:: Task statement ::
Tally every line of the material that includes "components", then give the tally and nothing else.

----- Given material

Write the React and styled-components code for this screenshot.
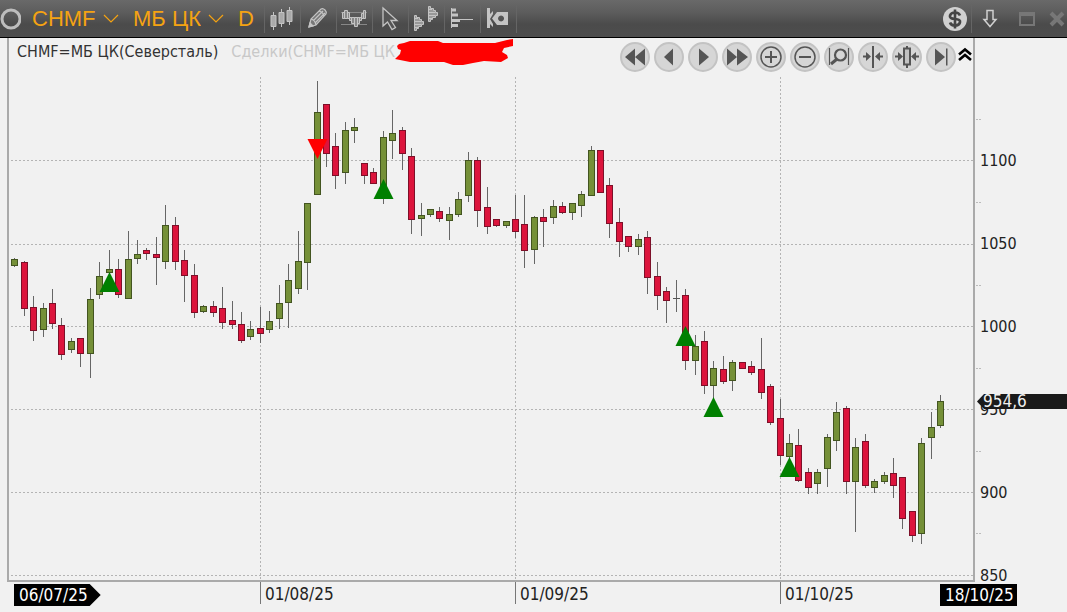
/*
 * ChartPage
 *
 * Candlestick chart window with toolbar, price axis and time axis
 */
import React from 'react';
import styled, { createGlobalStyle, css } from 'styled-components';

const GlobalStyle = createGlobalStyle`
  * {
    box-sizing: border-box;
  }
  body {
    margin: 0;
    background: #f1f1f1;
    font-family: "DejaVu Sans Condensed", "Noto Sans", sans-serif;
    color: #222;
  }
`;

const ChartWindow = styled.div`
  display: flex;
  flex-direction: column;
  min-height: 100vh;
`;

const Toolbar = styled.header`
  display: flex;
  align-items: center;
  height: 38px;
  background: linear-gradient(#696969, #5c5c5c 35%, #4b4b4b 65%, #4d4d4d);
  border-bottom: 1px solid #000;
`;

const plainButton = css`
  display: flex;
  align-items: center;
  justify-content: center;
  padding: 0;
  border: 0;
  background: none;
  cursor: pointer;
`;

const Ring = styled.button`
  ${plainButton}
  width: 32px;
  height: 37px;
  padding-right: 11px;
`;

const Picker = styled.label`
  display: flex;
  align-items: center;
  gap: 7px;
  margin-right: 14px;
`;

const PickerSelect = styled.select`
  appearance: none;
  padding: 0;
  border: 0;
  background: none;
  color: #f5a312;
  font-family: "Liberation Sans", Arial, sans-serif;
  font-size: 22px;
  line-height: 28px;
`;

const Period = styled.button`
  ${plainButton}
  color: #f5a312;
  font-family: "Liberation Sans", Arial, sans-serif;
  font-size: 22px;
  line-height: 28px;
`;

const Tools = styled.div`
  display: flex;
  margin-left: 10px;
  border-right: 1px solid #656565;
`;

const ToolButton = styled.button`
  ${plainButton}
  width: 36px;
  height: 28px;
  border-left: 1px solid #656565;
`;

const WindowButtons = styled.div`
  display: flex;
  margin-left: auto;
`;

const WindowButton = styled.button`
  ${plainButton}
  width: ${(props) => props.$width}px;
  height: 28px;
  border-left: 1px solid ${(props) => (props.$divided ? '#656565' : 'transparent')};
`;

const ChartArea = styled.main`
  flex: 1;
  display: grid;
  grid-template-columns: minmax(0, 1fr) 92px;
  grid-template-rows: minmax(0, 1fr) 30px;
  padding-left: 7px;
`;

const Panel = styled.section`
  display: flex;
  flex-direction: column;
  border: 2px solid #aaa;
  border-top: 0;
`;

const PanelHeader = styled.div`
  display: flex;
  align-items: center;
  height: 37px;
`;

const Legend = styled.div`
  display: flex;
  align-items: center;
  height: 28px;
  padding-left: 8px;
  margin-bottom: 10px;
  font-size: 16px;
  line-height: 20px;
  white-space: nowrap;
`;

const Series = styled.span`
  margin-right: 13px;
  color: ${(props) => (props.$muted ? '#c8c8c8' : '#333')};
  &:last-of-type {
    margin-right: 0;
  }
`;

const NavButtons = styled.div`
  display: flex;
  gap: 4px;
  margin-left: auto;
`;

const NavButton = styled.button`
  ${plainButton}
  width: 30px;
  height: 30px;
  border: 2px solid #c3c3c3;
  border-radius: 50%;
  background: #d6d6d6;
`;

const CollapseButton = styled.button`
  ${plainButton}
  width: 17px;
  height: 30px;
  padding-bottom: 6px;
`;

const Plot = styled.svg`
  display: block;
  flex: 1;
  width: 100%;
  height: 0;
  min-height: 300px;
`;

const PriceAxis = styled.div`
  position: relative;
  grid-column: 2;
  grid-row: 1 / 3;
  display: flex;
  flex-direction: column;
  justify-content: space-between;
  padding: 114px 0 27px 5px;
  font-size: 16px;
  line-height: 18px;
`;

const PriceTag = styled.div`
  position: absolute;
  top: 62%;
  left: 2px;
  right: 0;
  padding-left: 6px;
  background: #1a1a1a;
  color: #f1f1f1;
  font-size: 17px;
  line-height: 15px;
  clip-path: polygon(0 50%, 7px 0, 100% 0, 100% 100%, 7px 100%);
`;

const TimeAxis = styled.div`
  grid-column: 1 / 3;
  grid-row: 2;
  display: grid;
  grid-template-columns: 246fr 255fr 265fr 160fr 127px;
  align-items: start;
  padding-left: 7px;
  font-size: 17px;
  line-height: 20px;
`;

const DateLabel = styled.div`
  padding-left: 4px;
  padding-top: 2px;
  border-left: 1px solid #777;
`;

const DateBadge = styled.div`
  justify-self: start;
  margin-top: 2px;
  padding: 1px ${(props) => (props.$arrow ? 13 : 3)}px 1px 5px;
  background: #000;
  color: #fff;
  ${(props) => props.$arrow && css`
    clip-path: polygon(0 0, calc(100% - 11px) 0, 100% 50%, calc(100% - 11px) 100%, 0 100%);
  `}
`;

// direction, high, body top, body bottom, low
const candles = [
  ['G', 258, 259, 265, 266], ['R', 261, 262, 308, 315], ['R', 296, 307, 330, 340],
  ['G', 303, 308, 329, 336], ['R', 289, 303, 323, 328], ['R', 318, 325, 354, 359],
  ['G', 338, 341, 349, 352], ['R', 338, 338, 353, 366], ['G', 288, 299, 353, 377],
  ['G', 262, 276, 294, 298], ['G', 250, 269, 272, 290], ['R', 259, 269, 294, 297],
  ['G', 231, 259, 298, 298], ['G', 240, 254, 258, 263], ['R', 248, 250, 253, 259],
  ['R', 237, 254, 257, 284], ['G', 205, 225, 261, 268], ['R', 217, 225, 261, 269],
  ['R', 250, 260, 275, 301], ['R', 264, 275, 312, 317], ['G', 305, 306, 311, 312],
  ['R', 301, 306, 312, 316], ['R', 287, 308, 322, 328], ['R', 301, 320, 324, 328],
  ['R', 312, 324, 340, 342], ['G', 321, 329, 336, 339], ['R', 307, 328, 333, 342],
  ['G', 311, 321, 329, 332], ['G', 285, 303, 318, 328], ['G', 264, 280, 302, 327],
  ['G', 231, 261, 288, 293], ['G', 203, 203, 262, 289], ['G', 81, 112, 194, 194],
  ['R', 104, 104, 153, 166], ['R', 133, 146, 175, 188], ['G', 122, 130, 172, 183],
  ['G', 118, 127, 130, 142], ['R', 163, 163, 175, 183], ['R', 168, 172, 183, 183],
  ['G', 131, 137, 190, 203], ['G', 110, 133, 140, 158], ['R', 127, 130, 153, 169],
  ['R', 148, 156, 219, 233], ['G', 203, 215, 218, 235], ['G', 209, 209, 214, 216],
  ['R', 207, 211, 218, 221], ['G', 207, 214, 220, 239], ['G', 192, 199, 214, 216],
  ['G', 152, 160, 195, 201], ['R', 157, 160, 210, 226], ['R', 187, 207, 226, 233],
  ['R', 219, 219, 225, 226], ['G', 221, 221, 225, 227], ['R', 195, 219, 231, 237],
  ['R', 195, 224, 250, 267], ['G', 216, 217, 249, 263], ['R', 209, 217, 221, 246],
  ['G', 200, 206, 217, 223], ['R', 202, 206, 212, 213], ['G', 203, 203, 212, 219],
  ['G', 191, 194, 205, 216], ['G', 146, 150, 195, 195], ['R', 150, 150, 192, 192],
  ['R', 178, 185, 223, 237], ['R', 208, 222, 241, 256], ['R', 236, 236, 246, 251],
  ['G', 234, 239, 246, 254], ['R', 231, 237, 277, 293], ['R', 262, 276, 295, 309],
  ['R', 287, 291, 300, 322], ['G', 280, 298, 298, 311], ['R', 289, 295, 360, 369],
  ['G', 335, 346, 360, 374], ['R', 331, 341, 385, 393], ['G', 361, 368, 385, 399],
  ['R', 356, 369, 381, 383], ['G', 360, 362, 380, 390], ['R', 362, 362, 368, 368],
  ['R', 361, 366, 372, 374], ['R', 338, 369, 392, 398], ['R', 384, 386, 422, 424],
  ['R', 399, 418, 455, 464], ['G', 434, 443, 456, 460], ['R', 429, 445, 480, 481],
  ['R', 468, 472, 487, 493], ['G', 469, 472, 483, 493], ['G', 434, 437, 468, 486],
  ['G', 402, 412, 440, 450], ['R', 406, 408, 481, 493], ['G', 438, 447, 481, 531],
  ['R', 434, 441, 485, 487], ['G', 479, 481, 487, 492], ['G', 472, 475, 481, 483],
  ['R', 458, 473, 485, 497], ['R', 477, 477, 518, 528], ['R', 511, 511, 535, 541],
  ['G', 438, 443, 533, 543], ['G', 412, 427, 437, 458], ['G', 395, 401, 425, 427]
];

const FIRST_X = 14.2;
const STEP = 926 / 98;

// candle number, tip y
const buys = [[10, 272], [39, 179], [71, 326], [74, 397], [82, 457]];
const sells = [[32, 159]];

const priceLines = [160, 244, 326, 409, 492, 575];
const priceTicks = [119, 202, 285, 368, 451, 533];
const monthLines = [26, 53, 81];
const prices = ['1100', '1050', '1000', '950', '900', '850'];
const dates = ['01/08/25', '01/09/25', '01/10/25'];

const candleX = (index) => Math.round(FIRST_X + index * STEP);

const candleArray = candles.map(([dir, high, top, bottom, low], index) => {
  const x = candleX(index);
  return (
    <g key={index}>
      <path d={`M${x + 0.5} ${high}V${low + 1}`} stroke="#666" />
      {top === bottom ? (
        <path d={`M${x - 3} ${top + 0.5}h7`} stroke="#555" />
      ) : (
        <rect
          x={x - 2.5}
          y={top + 0.5}
          width="6"
          height={bottom - top}
          fill={dir === 'G' ? '#759038' : '#dc143c'}
          stroke={dir === 'G' ? '#435520' : '#7d1029'}
        />
      )}
    </g>
  );
});

function CandleChart() {
  return (
    <Plot viewBox="9 75 964 505" preserveAspectRatio="none" role="img" aria-label="CHMF">
      <g fill="none" stroke="#b4b4b4" strokeDasharray="2 2">
        {priceLines.map((y) => <path key={y} d={`M11 ${y + 0.5}H973`} />)}
        {monthLines.map((i) => <path key={i} d={`M${candleX(i) + 0.5} 77V580`} />)}
      </g>
      {candleArray}
      {buys.map(([i, y]) => (
        <path key={i} d={`M${candleX(i) + 0.5} ${y}l10 20h-20z`} fill="#008000" />
      ))}
      {sells.map(([i, y]) => (
        <path key={i} d={`M${candleX(i) + 0.5} ${y}l-10 -20h20z`} fill="#ff0000" />
      ))}
    </Plot>
  );
}

const TickMarks = styled.svg`
  position: absolute;
  top: 0;
  left: 0;
  width: 8px;
  height: 100%;
`;

const Chevron = () => (
  <svg width="16" height="9" fill="none" stroke="#f5a312" strokeWidth="1.2">
    <path d="M1 1l7 7 7-7" />
  </svg>
);

const toolIcons = [
  {
    name: 'Candles',
    icon: (
      <g fill="#aaa" stroke="#c4c4c4">
        <path d="M4.500 6v18M12.500 3v18M20.500 1v18" fill="none" />
        <path d="M2 9.500h5v11H2zM10 6.500h5v11h-5zM18 4.500h5v11h-5z" />
      </g>
    )
  },
  {
    name: 'Draw',
    icon: (
      <g fill="#777" stroke="#c4c4c4" strokeWidth="1.200">
        <path d="M4 21l2-8L16 3q2-1 4 1t1 4L11 19z" />
        <path d="M6 13q4 1 5 6M8.500 14.500L18 5M10 17L20 7M14 5q4 1 5 5" fill="none" />
        <path d="M4 21l1-4 3 3z" fill="#c4c4c4" />
      </g>
    )
  },
  {
    name: 'Indicators',
    icon: (
      <g stroke="#c4c4c4" fill="#888">
        <path d="M0 6.500h26M0 18.500h26" stroke="#888" />
        <path d="M1.500 6.500h2v6h-2zM3.500 4.500h3v8h-3zM6.500 6.500h2v6h-2zM8.500 11.500h2v3h-2zM10.500 11.500h3v6h-3zM13.500 11.500h3v9h-3zM16.500 11.500h2v6h-2zM18.500 11.500h2v3h-2zM20.500 7.500h2v5h-2zM22.500 4.500h2v8h-2z" />
      </g>
    )
  },
  {
    name: 'Cursor',
    icon: <path d="M6 2v18l4.500-4 4.500 7.500 3.500-2-4.500-7h6z" fill="#555" stroke="#c4c4c4" strokeWidth="1.300" />
  },
  {
    name: 'Volume profile',
    icon: (
      <g stroke="#c4c4c4" fill="#999">
        <path d="M1.500 9.500h2v2h3v2h2v2h2v3h-2v2h-3v2h-2v2h-2z" />
        <path d="M1 12.500h4M1 15.500h7M1 18.500h7M1 21.500h4" />
        <path d="M15.500 .500h2v2h3v2h2v2h2v3h-2v2h-3v2h-2v2h-2z" />
        <path d="M15 3.500h4M15 6.500h7M15 9.500h7M15 12.500h4" />
      </g>
    )
  },
  {
    name: 'Order book',
    icon: (
      <g stroke="#c4c4c4" fill="none">
        <path d="M2 4h5M2 9h7M2 14.500h9M2 19.500h7" strokeWidth="3" />
        <path d="M2.500 2v20M10 13.500h14" />
      </g>
    )
  },
  {
    name: 'Hide',
    icon: (
      <g fill="#c4c4c4">
        <path d="M2 2h3v6l3-3v3l-3 5 3 5v3l-3-3v4H2z" />
        <path d="M12 6h11v13H12l-5-6.500zM16 9.500a3 3 0 1 0 .1 0z" fillRule="evenodd" />
      </g>
    )
  }
];

const navIcons = [
  { name: 'First', icon: <path d="M13 4.500v17L3 13zM23 4.500v17L13 13z" fill="#555" /> },
  { name: 'Back', icon: <path d="M17 4.500v17L8 13z" fill="#555" /> },
  { name: 'Forward', icon: <path d="M9 4.500v17L19 13z" fill="#555" /> },
  { name: 'Last', icon: <path d="M3 4.500v17L13 13zM13 4.500v17L24 13z" fill="#555" /> },
  {
    name: 'Zoom in',
    icon: (
      <g fill="none" stroke="#555">
        <circle cx="13" cy="13" r="10" strokeWidth="1.500" />
        <path d="M7 13h12M13 7v12" strokeWidth="2" />
      </g>
    )
  },
  {
    name: 'Zoom out',
    icon: (
      <g fill="none" stroke="#555">
        <circle cx="13" cy="13" r="10" strokeWidth="1.500" />
        <path d="M7 13h12" strokeWidth="2" />
      </g>
    )
  },
  {
    name: 'Zoom area',
    icon: (
      <g fill="none" stroke="#555">
        <path d="M3.500 4v17M22.500 4v17" strokeWidth="1.200" />
        <circle cx="14.500" cy="11" r="5.500" strokeWidth="2.200" />
        <path d="M11 15l-6 5" strokeWidth="3" />
      </g>
    )
  },
  {
    name: 'Narrow',
    icon: (
      <g fill="#555" stroke="#555">
        <path d="M13 2v22M3 12.500h5M18 12.500h5" strokeWidth="2" />
        <path d="M6 8v9l5-4.500zM20 8v9l-5-4.500z" stroke="none" />
      </g>
    )
  },
  {
    name: 'Fit candles',
    icon: (
      <g fill="none" stroke="#555">
        <path d="M13 2v3M13 21v3M1 12.500h4M21 12.500h4" strokeWidth="2" />
        <path d="M10 4.500h6v16h-6z" fill="#c3c3c3" strokeWidth="2" />
        <path d="M4 8v9l5-4.500zM22 8v9l-5-4.500z" fill="#555" stroke="none" />
      </g>
    )
  },
  { name: 'To end', icon: <path d="M7 4.500v17L17 13zM18 4.500h1.500v17H18z" fill="#555" /> }
];

export default function App() {
  return (
    <ChartWindow>
      <GlobalStyle />
      <Toolbar>
        <Ring aria-label="Link">
          <svg width="22" height="22" fill="none">
            <circle cx="11" cy="11" r="9" stroke="#bdbdbd" strokeWidth="3" />
          </svg>
        </Ring>
        <Picker>
          <PickerSelect aria-label="Instrument">
            <option>CHMF</option>
          </PickerSelect>
          <Chevron />
        </Picker>
        <Picker>
          <PickerSelect aria-label="Board">
            <option>МБ ЦК</option>
          </PickerSelect>
          <Chevron />
        </Picker>
        <Period>D</Period>
        <Tools>
          {toolIcons.map(({ name, icon }) => (
            <ToolButton key={name} aria-label={name}>
              <svg width="26" height="25">{icon}</svg>
            </ToolButton>
          ))}
        </Tools>
        <WindowButtons>
          <WindowButton $width={34} aria-label="Trade">
            <svg width="26" height="26">
              <circle cx="13" cy="13" r="12" fill="#d0d0d0" />
              <path
                d="M18 9.500q-1-3-5-3t-5 3 5 3.500 5 3.500-5 3-5-3M13 3.500v19"
                fill="none"
                stroke="#444"
                strokeWidth="2.600"
              />
            </svg>
          </WindowButton>
          <WindowButton $width={36} $divided aria-label="Pin">
            <svg width="16" height="20" fill="none" stroke="#d0d0d0" strokeWidth="1.500">
              <path d="M5 1.500h6v9h3l-6 7-6-7h3z" />
            </svg>
          </WindowButton>
          <WindowButton $width={38} aria-label="Maximize">
            <svg width="16" height="14" fill="none" stroke="#777" strokeWidth="2">
              <path d="M1 1h14v12H1zM1 3h14" />
            </svg>
          </WindowButton>
          <WindowButton $width={22} aria-label="Close">
            <svg width="16" height="16" stroke="#777" strokeWidth="4">
              <path d="M2 2l12 12M14 2L2 14" />
            </svg>
          </WindowButton>
        </WindowButtons>
      </Toolbar>
      <ChartArea>
        <Panel>
          <PanelHeader>
            <Legend>
              <Series>CHMF=МБ ЦК(Северсталь)</Series>
              <Series $muted>Сделки(CHMF=МБ ЦК</Series>
              <svg width="120" height="26" fill="#ff0000">
                <path d="M2 7l2-2 5-1 6-2h28l5 2h52l12-3 6-1v7l-9 2-2 4 5 3 1 3-7 4-17-1-11 2-10 2H58l-9-3H15L0 20l5-5 1-4-3-1z" />
              </svg>
            </Legend>
            <NavButtons>
              {navIcons.map(({ name, icon }) => (
                <NavButton key={name} aria-label={name}>
                  <svg width="26" height="26">{icon}</svg>
                </NavButton>
              ))}
            </NavButtons>
            <CollapseButton aria-label="Collapse">
              <svg width="14" height="14" fill="none" stroke="#000" strokeWidth="2.600">
                <path d="M1 7.500l6-5 6 5M1 13l6-5 6 5" />
              </svg>
            </CollapseButton>
          </PanelHeader>
          <CandleChart />
        </Panel>
        <PriceAxis>
          <TickMarks viewBox="0 38 8 574" preserveAspectRatio="none">
            {priceTicks.map((y) => (
              <path key={y} d={`M1 ${y + 0.5}h5`} stroke="#bbb" strokeDasharray="2 1" />
            ))}
          </TickMarks>
          {prices.map((price) => <span key={price}>{price}</span>)}
          <PriceTag>954,6</PriceTag>
        </PriceAxis>
        <TimeAxis>
          <DateBadge $arrow>06/07/25</DateBadge>
          {dates.map((date) => <DateLabel key={date}>{date}</DateLabel>)}
          <DateBadge>18/10/25</DateBadge>
        </TimeAxis>
      </ChartArea>
    </ChartWindow>
  );
}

----------

:: Output of the task ::
2